The equation of a circle in which the chord joining the points (1, 2) and (2,-1) subtends an angle of $\frac{\pi}{4}$ at any point on the circumference is

• A. x^2 + y^2 - 5 = 0
• B. x^2 + y^2 - 6x - 2y + 5 = 0
• C. x^2 + y^2 + 6x + 2y - 15 = 0
• D. x^2 + y^2 + 7x - 2y + 14 = 0

Answer 1

Answer: (A), (B)

Both A and B are correct.

Answer 2

The general equation of a circle where a chord joining points $A(x_1, y_1)$ and $B(x_2, y_2)$ subtends an angle $\theta$ at any point $P(x, y)$ on the circumference is given by: $(x-x_1)(x-x_2) + (y-y_1)(y-y_2) = \pm \cot \theta [(x-x_1)(y-y_2) - (x-x_2)(y-y_1)]$ Given points are $A(1, 2)$ and $B(2, -1)$, and the angle $\theta = \frac{\pi}{4}$. Thus, $\cot \theta = \cot \frac{\pi}{4} = 1$.

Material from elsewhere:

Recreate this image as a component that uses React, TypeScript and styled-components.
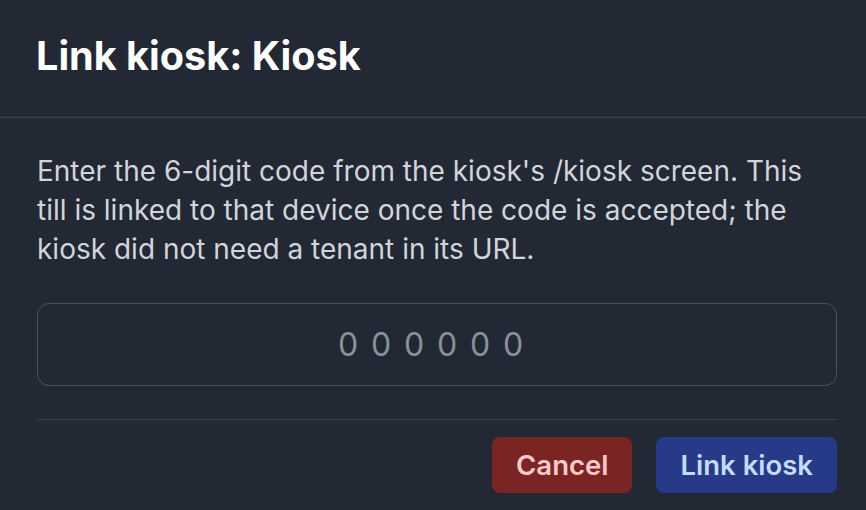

Substituting the coordinates of A and B: $(x-1)(x-2) + (y-2)(y-(-1)) = \pm 1 \cdot [(x-1)(y-(-1)) - (x-2)(y-2)]$ $(x^2 - 3x + 2) + (y^2 - y - 2) = \pm [(x-1)(y+1) - (x-2)(y-2)]$ $x^2 + y^2 - 3x - y = \pm [ (xy + x - y - 1) - (xy - 2x - 2y + 4) ]$ $x^2 + y^2 - 3x - y = \pm [ xy + x - y - 1 - xy + 2x + 2y - 4 ]$ $x^2 + y^2 - 3x - y = \pm (3x + y - 5)$

Case 1: Using the '+' sign $x^2 + y^2 - 3x - y = 3x + y - 5$ $x^2 + y^2 - 6x - 2y + 5 = 0$ This matches option (B).

Case 2: Using the '-' sign $x^2 + y^2 - 3x - y = -(3x + y - 5)$ $x^2 + y^2 - 3x - y = -3x - y + 5$ $x^2 + y^2 - 5 = 0$ This matches option (A).

Both equations (A) and (B) satisfy the given condition. The question asks for "The equation of a circle", and both derived equations are valid. Therefore, both options are correct.